Captum (translates to comprehension in Latin) is an open source library for model interpretability. It helps model developers understand which features are contributing to their model’s output. It implements state-of-the-art interpretability algorithms in PyTorch, and provide them as an easy to use API.

The rest of this notebook illustrates how to use this library to interpret a fastai v2 based image classification model.

Setup

%%capture
%%bash
pip install fastai2
pip install psutil
pip install captum
from matplotlib.colors import LinearSegmentedColormap

from fastai2.vision.all import *

from captum.attr import IntegratedGradients
from captum.attr import GradientShap
from captum.attr import Occlusion
from captum.attr import NoiseTunnel
from captum.attr import visualization as viz

Data

Download data for training an image classification model

path = untar_data(URLs.PETS)/'images'

imgs = get_image_files(path)

def is_cat(x): return x[0].isupper()
dls = ImageDataLoaders.from_name_func(
    path, imgs, valid_pct=0.2, seed=42,
    label_func=is_cat, item_tfms=Resize(224))

Model

Fine tune an Imagenet-based model on the new images dataset.

learn = cnn_learner(dls, resnet34, metrics=error_rate)
Downloading: "https://download.pytorch.org/models/resnet34-333f7ec4.pth" to /root/.cache/torch/checkpoints/resnet34-333f7ec4.pth

learn.fine_tune(1)
epoch train_loss valid_loss error_rate time
0 0.169865 0.020558 0.004736 00:23
epoch train_loss valid_loss error_rate time
0 0.060073 0.026544 0.008119 00:24

Basic interpertation of the model prediected classes vs. actual ones.

interp = ClassificationInterpretation.from_learner(learn)
interp.plot_confusion_matrix()

Visualize top losses, e.g. to check if the images themselves are correctly annotated.

interp.plot_top_losses(5, nrows=1)

Store/Restore the fine tuned model

learn.export('/tmp/model.pkl')
learn_inf = load_learner('/tmp/model.pkl')

Select a random image and plot it

idx = random.randint(0, len(imgs))
image = PILImage.create(imgs[idx])
image
image = learn_inf.dls.after_item(image)
image = learn_inf.dls.after_batch(image)
pred,pred_idx,probs = learn_inf.predict(imgs[idx])
pred, pred_idx, probs
('False', tensor(0), tensor([9.9998e-01, 2.0485e-05]))

Interpretability

Let's use Captum.ai to interpret the model predictions and to have a visual on where the network focused more in the input image.

Gradient-based attribution

Integrated Gradients is an interpretaility technique based on the approximation of integral gradients.

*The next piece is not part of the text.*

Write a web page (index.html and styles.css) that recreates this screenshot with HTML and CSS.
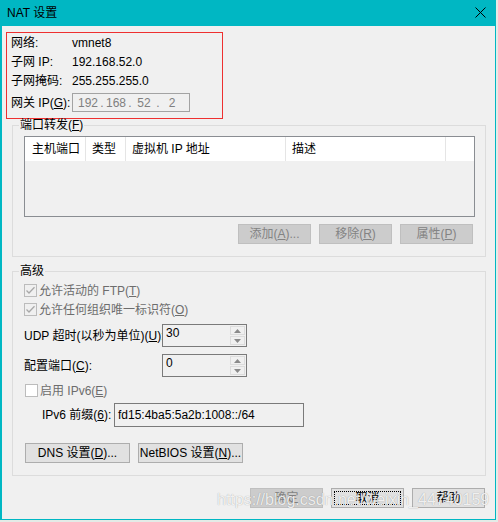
FILE: index.html
```html
<!DOCTYPE html>
<html lang="zh-CN">
<head>
<meta charset="utf-8">
<title>NAT 设置</title>
<link rel="stylesheet" href="styles.css">
</head>
<body>
<div class="window">
  <div class="titlebar">
    <span class="title">NAT 设置</span>
    <svg class="close" width="11" height="11" viewBox="0 0 11 11"><path d="M0.5 0.5 L10.5 10.5 M10.5 0.5 L0.5 10.5" stroke="#000" stroke-width="1" fill="none"/></svg>
  </div>
  <div class="body">
    <div class="info">
      <div class="row"><span class="lbl">网络:</span><span>vmnet8</span></div>
      <div class="row"><span class="lbl">子网 IP:</span><span>192.168.52.0</span></div>
      <div class="row"><span class="lbl">子网掩码:</span><span>255.255.255.0</span></div>
      <div class="row gw"><span class="lbl">网关 IP(<u>G</u>):</span>
        <div class="ipbox"><span>192</span><i>.</i><span>168</span><i>.</i><span>52</span><i>.</i><span>2</span></div>
      </div>
    </div>

    <fieldset class="group pf">
      <legend>端口转发(<u>F</u>)</legend>
      <div class="list">
        <div class="lhead">
          <div class="col c1">主机端口</div>
          <div class="col c2">类型</div>
          <div class="col c3">虚拟机 IP 地址</div>
          <div class="col c4">描述</div>
          <div class="col c5"></div>
        </div>
      </div>
      <div class="btnrow">
        <button class="btn" disabled>添加(<u>A</u>)...</button>
        <button class="btn" disabled>移除(<u>R</u>)</button>
        <button class="btn" disabled>属性(<u>P</u>)</button>
      </div>
    </fieldset>

    <fieldset class="group adv">
      <legend>高级</legend>
      <div class="cbrow dis">
        <svg class="cb" width="13" height="13" viewBox="0 0 13 13"><rect x="0.5" y="0.5" width="12" height="12" fill="#f0f0f0" stroke="#bcbcbc"/><path d="M2.5 6.5 L5 9 L10.5 3.2" fill="none" stroke="#a8a8a8" stroke-width="1.3"/></svg>
        <span>允许活动的 FTP(<u>T</u>)</span>
      </div>
      <div class="cbrow dis">
        <svg class="cb" width="13" height="13" viewBox="0 0 13 13"><rect x="0.5" y="0.5" width="12" height="12" fill="#f0f0f0" stroke="#bcbcbc"/><path d="M2.5 6.5 L5 9 L10.5 3.2" fill="none" stroke="#a8a8a8" stroke-width="1.3"/></svg>
        <span>允许任何组织唯一标识符(<u>O</u>)</span>
      </div>
      <div class="spinrow first">
        <span class="slbl">UDP 超时(以秒为单位)(<u>U</u>):</span>
        <div class="spin">
          <span class="val">30</span>
          <div class="arrows">
            <div class="arr up"><svg width="7" height="4" viewBox="0 0 7 4"><path d="M0 4 L3.5 0 L7 4 Z" fill="#8a8a8a"/></svg></div>
            <div class="arr"><svg width="7" height="4" viewBox="0 0 7 4"><path d="M0 0 L3.5 4 L7 0 Z" fill="#8a8a8a"/></svg></div>
          </div>
        </div>
      </div>
      <div class="spinrow second">
        <span class="slbl">配置端口(<u>C</u>):</span>
        <div class="spin">
          <span class="val">0</span>
          <div class="arrows">
            <div class="arr up"><svg width="7" height="4" viewBox="0 0 7 4"><path d="M0 4 L3.5 0 L7 4 Z" fill="#8a8a8a"/></svg></div>
            <div class="arr"><svg width="7" height="4" viewBox="0 0 7 4"><path d="M0 0 L3.5 4 L7 0 Z" fill="#8a8a8a"/></svg></div>
          </div>
        </div>
      </div>
      <div class="cbrow dis v6">
        <svg class="cb" width="13" height="13" viewBox="0 0 13 13"><rect x="0.5" y="0.5" width="12" height="12" fill="#ffffff" stroke="#bcbcbc"/></svg>
        <span>启用 IPv6(<u>E</u>)</span>
      </div>
      <div class="prefixrow">
        <span class="plbl">IPv6 前缀(<u>6</u>):</span>
        <div class="pinput">fd15:4ba5:5a2b:1008::/64</div>
      </div>
      <div class="dnsrow">
        <button class="btn wide">DNS 设置(<u>D</u>)...</button>
        <button class="btn wide">NetBIOS 设置(<u>N</u>)...</button>
      </div>
    </fieldset>

    <div class="footer">
      <button class="btn" disabled>确定</button>
      <button class="btn focus">取消</button>
      <button class="btn">帮助</button>
    </div>
  </div>
</div>
<div class="watermark">https://blog.csdn.net/weixin_44740159</div>
</body>
</html>
```

FILE: styles.css
```css
html, body {
  margin: 0;
  padding: 0;
}
body {
  width: 498px;
  height: 522px;
  background: #e4ebe7;
  font-family: "Liberation Sans", "Noto Sans CJK SC", sans-serif;
  font-size: 12px;
  color: #000;
  position: relative;
  overflow: hidden;
}
u { text-decoration: underline; text-underline-offset: 1px; }

.window {
  width: 496px;
  height: 520px;
  display: flex;
  flex-direction: column;
}
.titlebar {
  height: 26px;
  flex: none;
  background: #00b7c3;
  display: flex;
  align-items: center;
  justify-content: space-between;
  padding: 0 10px 0 7px;
}
.title {
  font-size: 12px;
  line-height: 14px;
}
.close { display: block; margin-top: -1px; }

.body {
  flex: 1;
  background: #f0f0f0;
  border-left: 2px solid #00b7c3;
  border-right: 1px solid #00b7c3;
  border-bottom: 1px solid #00b7c3;
  display: flex;
  flex-direction: column;
  overflow: hidden;
}

/* info box */
.info {
  margin: 6px 0 0 4px;
  width: 217px;
  height: 87px;
  box-sizing: border-box;
  border: 1px solid #ee3030;
  padding: 0 0 0 4px;
}
.row {
  height: 19px;
  display: flex;
  align-items: center;
  line-height: 14px;
}
.row .lbl { width: 61px; flex: none; }
.row.gw { margin-top: 3px; }
.ipbox {
  width: 118px;
  height: 19px;
  box-sizing: border-box;
  border: 1px solid #a3a3a3;
  display: flex;
  align-items: center;
  padding-left: 4px;
  color: #808080;
}
.ipbox span { width: 22px; text-align: center; }
.ipbox i { width: 6px; text-align: center; font-style: normal; }

/* group boxes */
.group {
  margin: 0 0 0 10px;
  width: 474px;
  box-sizing: border-box;
  border: 1px solid #dcdcdc;
  padding: 5px 10px 12px 11px;
  min-width: 0;
}
.group legend {
  padding: 0 1px;
  margin-left: -5px;
  font-size: 12px;
  line-height: 12px;
  height: 12px;
}
.adv { margin-top: 8px; padding-top: 4px; }

/* list */
.list {
  width: 451px;
  height: 81px;
  box-sizing: border-box;
  border: 1px solid #8a8d92;
  background: #f0f0f0;
}
.lhead {
  height: 24px;
  background: #fff;
  display: flex;
}
.col {
  box-sizing: border-box;
  border-right: 1px solid #e5e5e5;
  padding-left: 6px;
  line-height: 24px;
  white-space: nowrap;
}
.c1 { width: 61px; padding-left: 7px; }
.c2 { width: 40px; }
.c3 { width: 160px; }
.c4 { width: 160px; }
.c5 { flex: 1; border-right: none; }

.btnrow {
  margin-top: 7px;
  display: flex;
  justify-content: flex-end;
  gap: 8px;
  padding-right: 2px;
}

/* buttons */
.btn {
  width: 73px;
  height: 20px;
  box-sizing: border-box;
  margin: 0;
  padding: 0;
  border: 1px solid #adadad;
  background: #e1e1e1;
  font-family: "Liberation Sans", "Noto Sans CJK SC", sans-serif;
  font-size: 12px;
  line-height: 16px;
  color: #000;
  white-space: nowrap;
}
.btn:disabled {
  background: #cccccc;
  border-color: #bfbfbf;
  color: #838383;
}
.btn.focus {
  outline: 1px dotted #000;
  outline-offset: -4px;
}
.btn.wide { width: 105px; }

/* checkbox rows */
.cbrow {
  height: 19px;
  display: flex;
  align-items: center;
  gap: 2px;
  line-height: 14px;
}
.cbrow.dis { color: #6d6d6d; }
.cb { display: block; flex: none; }
.cbrow.v6 { margin-top: 4px; margin-left: 1px; }

/* spinners */
.spinrow {
  display: flex;
  align-items: center;
}
.spinrow.first { margin-top: 5px; }
.spinrow.second { margin-top: 7px; }
.slbl { width: 138px; flex: none; line-height: 14px; white-space: nowrap; }
.spin {
  width: 85px;
  height: 23px;
  box-sizing: border-box;
  border: 1px solid #7a7a7a;
  background: #f0f0f0;
  display: flex;
}
.val {
  flex: 1;
  padding-left: 3px;
  line-height: 16px;
}
.arrows {
  width: 17px;
  display: flex;
  flex-direction: column;
  padding: 1px;
  box-sizing: border-box;
  gap: 1px;
}
.arr {
  flex: 1;
  display: flex;
  align-items: center;
  justify-content: center;
  border: 1px solid #dcdcdc;
  background: #f0f0f0;
}
.arr svg { display: block; }

/* ipv6 prefix */
.prefixrow {
  margin-top: 3px;
  margin-left: 18px;
  display: flex;
  align-items: center;
}
.plbl { width: 72px; flex: none; line-height: 14px; white-space: nowrap; }
.pinput {
  width: 190px;
  height: 24px;
  box-sizing: border-box;
  border: 1px solid #7a7a7a;
  background: #f0f0f0;
  padding-left: 3px;
  line-height: 22px;
}

.dnsrow {
  margin-top: 16px;
  margin-left: 1px;
  display: flex;
  gap: 8px;
}

/* footer */
.footer {
  margin-top: 12px;
  display: flex;
  justify-content: flex-end;
  gap: 8px;
  padding-right: 10px;
}

/* watermark overlay */
.watermark {
  position: absolute;
  left: 217px;
  top: 491px;
  font-family: "Liberation Sans", sans-serif;
  font-size: 16px;
  color: rgba(255, 255, 255, 0.85);
  text-shadow: 0 0 1px rgba(0, 0, 0, 0.35);
  white-space: nowrap;
  pointer-events: none;
}
```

The basic implementation works as followss:

  • Given as input target image and a baseline image (usually a black image), generate multiple images between both starting from darker to lighter.
  • Do forward pass with each of those images to predict a class and calculate the gradient.
  • Approximate the integral of the gradients of all those images

The following example, illustrates how to use Captum IntegratedGradients to compute the attributions using Integrated Gradients and visualize them on the target image.

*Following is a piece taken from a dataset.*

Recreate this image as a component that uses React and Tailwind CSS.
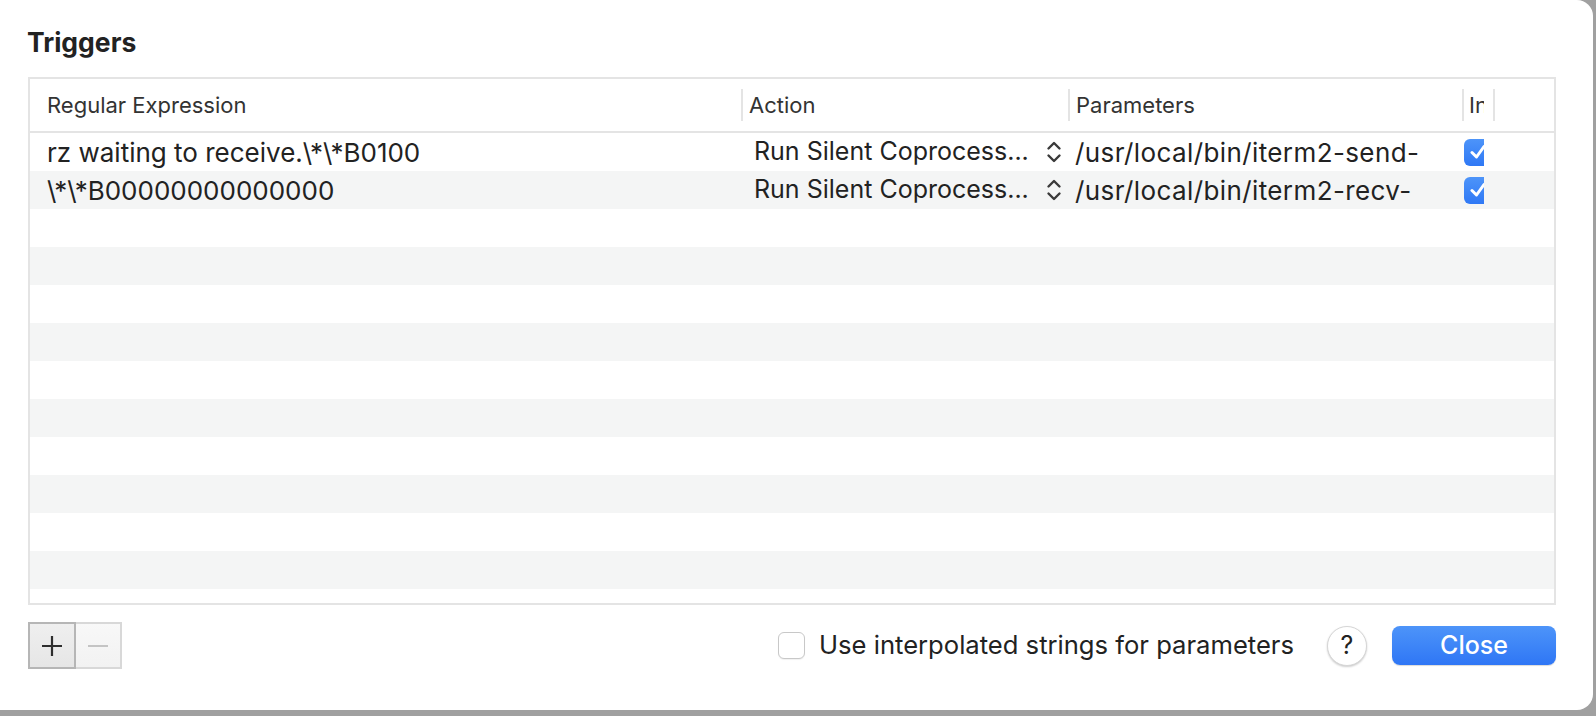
const rows = [
  { expr: 'rz waiting to receive.\\*\\*B0100', action: 'Run Silent Coprocess...', params: '/usr/local/bin/iterm2-send-', on: true },
  { expr: '\\*\\*B00000000000000', action: 'Run Silent Coprocess...', params: '/usr/local/bin/iterm2-recv-', on: true },
  ...Array.from({ length: 11 }, () => null),
]

const font = { fontFamily: 'Inter, "Noto Sans", sans-serif' }

const Chevrons = () => (
  <svg width="16" height="26" viewBox="0 0 16 26" fill="none" stroke="#3a3a3a" strokeWidth="2.4" strokeLinecap="round" strokeLinejoin="round">
    <path d="M2.5 9.5 L8 4 L13.5 9.5" />
    <path d="M2.5 16.5 L8 22 L13.5 16.5" />
  </svg>
)

const CheckBox = () => (
  <div className="w-[20px] h-[27px] overflow-hidden">
    <div className="w-[27px] h-[27px] rounded-[6px] bg-gradient-to-b from-[#4d94f9] to-[#2f78f5] flex items-center justify-center">
      <svg width="20" height="20" viewBox="0 0 20 20" fill="none" stroke="white" strokeWidth="3" strokeLinecap="round" strokeLinejoin="round">
        <path d="M4 10.5 L8.5 15 L16 4.5" />
      </svg>
    </div>
  </div>
)

const HeaderCell = ({ w, label, sep }) => (
  <div className={`${w} h-full flex items-center shrink-0`}>
    {sep && <div className="w-[2px] h-[32px] bg-[#e4e4e4]" />}
    <span className={sep ? 'pl-[6px]' : 'pl-[17px]'}>{label}</span>
  </div>
)

export default function App() {
  return (
    <div className="w-[1596px] h-[716px] bg-[#a0a0a0] overflow-hidden" style={font}>
      <div className="w-[1593px] h-[710px] bg-white rounded-r-[16px] pl-[28px] pr-[37px] flex flex-col">
        <h1 className="pt-[27px] h-[57px] leading-[30px] text-[26.5px] font-bold text-[#222] -ml-[1px]">Triggers</h1>

        <div className="mt-[20px] w-[1528px] h-[528px] border-2 border-[#e4e4e4] overflow-hidden flex flex-col">
          <div className="h-[54px] shrink-0 border-b-2 border-[#e4e4e4] flex items-center text-[22px] text-[#333] whitespace-nowrap overflow-hidden">
            <HeaderCell w="w-[711px]" label="Regular Expression" />
            <HeaderCell w="w-[327px]" label="Action" sep />
            <HeaderCell w="w-[394px]" label="Parameters" sep />
            <div className="w-[33px] h-full flex items-center shrink-0 overflow-hidden">
              <div className="w-[2px] h-[32px] bg-[#e4e4e4] shrink-0" />
              <span className="ml-[5px] w-[15px] overflow-hidden shrink-0">In</span>
              <div className="ml-auto w-[2px] h-[32px] bg-[#e4e4e4] shrink-0" />
            </div>
          </div>

          <div className="flex flex-col">
            {rows.map((r, i) => (
              <div
                key={i}
                className={`h-[38px] shrink-0 flex items-center text-[26px] text-[#222] whitespace-nowrap ${i % 2 === 1 ? 'bg-[#f4f5f5]' : 'bg-white'}`}
              >
                {r && (
                  <>
                    <div className="w-[711px] pl-[17px] shrink-0">{r.expr}</div>
                    <div className="w-[327px] pl-[13px] pr-[6px] shrink-0 flex items-center justify-between text-[25px]">
                      <span>{r.action}</span>
                      <Chevrons />
                    </div>
                    <div className="w-[394px] pl-[7px] shrink-0 overflow-hidden tracking-[0.4px]">{r.params}</div>
                    <div className="pl-[2px]">{r.on && <CheckBox />}</div>
                  </>
                )}
              </div>
            ))}
          </div>
        </div>

        <div className="mt-[17px] h-[47px] flex items-center">
          <div className="flex">
            <button className="w-[48px] h-[47px] border-2 border-[#b6b6b6] bg-gradient-to-b from-[#efefef] to-[#e6e6e6] flex items-center justify-center">
              <svg width="22" height="22" viewBox="0 0 22 22" stroke="#2e2e2e" strokeWidth="2.2">
                <path d="M11 1 V21 M1 11 H21" />
              </svg>
            </button>
            <button className="w-[46px] h-[47px] border-2 border-l-0 border-[#d8d8d8] bg-gradient-to-b from-[#f8f8f8] to-[#f2f2f2] flex items-center justify-center">
              <svg width="22" height="22" viewBox="0 0 22 22" stroke="#c4c4c4" strokeWidth="2">
                <path d="M1 11 H21" />
              </svg>
            </button>
          </div>

          <div className="ml-auto flex items-center">
            <div className="w-[27px] h-[27px] rounded-[6px] border border-[#c8c8c8] bg-white shadow-[0_1px_1px_rgba(0,0,0,0.06)]" />
            <span className="ml-[14px] text-[25.6px] text-[#222]">Use interpolated strings for parameters</span>
            <div className="ml-[33px] w-[40px] h-[40px] rounded-full bg-white border border-[#d6d6d6] shadow-[0_1px_2px_rgba(0,0,0,0.2)] flex items-center justify-center text-[25px] text-[#222]">
              ?
            </div>
            <button className="ml-[25px] w-[164px] h-[39px] rounded-[8px] bg-gradient-to-b from-[#4d94f9] to-[#2f76f5] text-white text-[25px] font-medium shadow-[0_1px_1px_rgba(0,0,0,0.15)]">
              Close
            </button>
          </div>
        </div>
      </div>
    </div>
  )
}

integrated_gradients = IntegratedGradients(learn_inf.model)
attr_ig = integrated_gradients.attribute(image, target=pred_idx, n_steps=200)
transposed_attr_ig = np.transpose(attr_ig.squeeze().numpy(), (1,2,0))
transposed_image = np.transpose(image.squeeze().numpy(), (1,2,0))
default_cmap = LinearSegmentedColormap.from_list('custom blue', 
                                                 [(0, '#ffffff'),
                                                  (0.25, '#000000'),
                                                  (1, '#000000')], N=256)

_ = viz.visualize_image_attr(transposed_attr_ig,
                             transposed_image,
                             method='heat_map',
                             cmap=default_cmap,
                             show_colorbar=True,
                             sign='positive',
                             outlier_perc=1)

For a better visual of the attribution, the images between baseline and target are sampled using a noise tunnel (by adding gaussian noise). And when the gradients are calulcated, we smoothe them by calculating their mean squared.

noise_tunnel = NoiseTunnel(integrated_gradients)

attributions_ig_nt = noise_tunnel.attribute(image, n_samples=10, nt_type='smoothgrad_sq', target=pred_idx)
transposed_attr_ig_nt = np.transpose(attributions_ig_nt.squeeze().numpy(), (1,2,0))
_ = viz.visualize_image_attr_multiple(transposed_attr_ig_nt,
                                      transposed_image,
                                      ["original_image", "heat_map"],
                                      ["all", "positive"],
                                      cmap=default_cmap,
                                      show_colorbar=True)
Clipping input data to the valid range for imshow with RGB data ([0..1] for floats or [0..255] for integers).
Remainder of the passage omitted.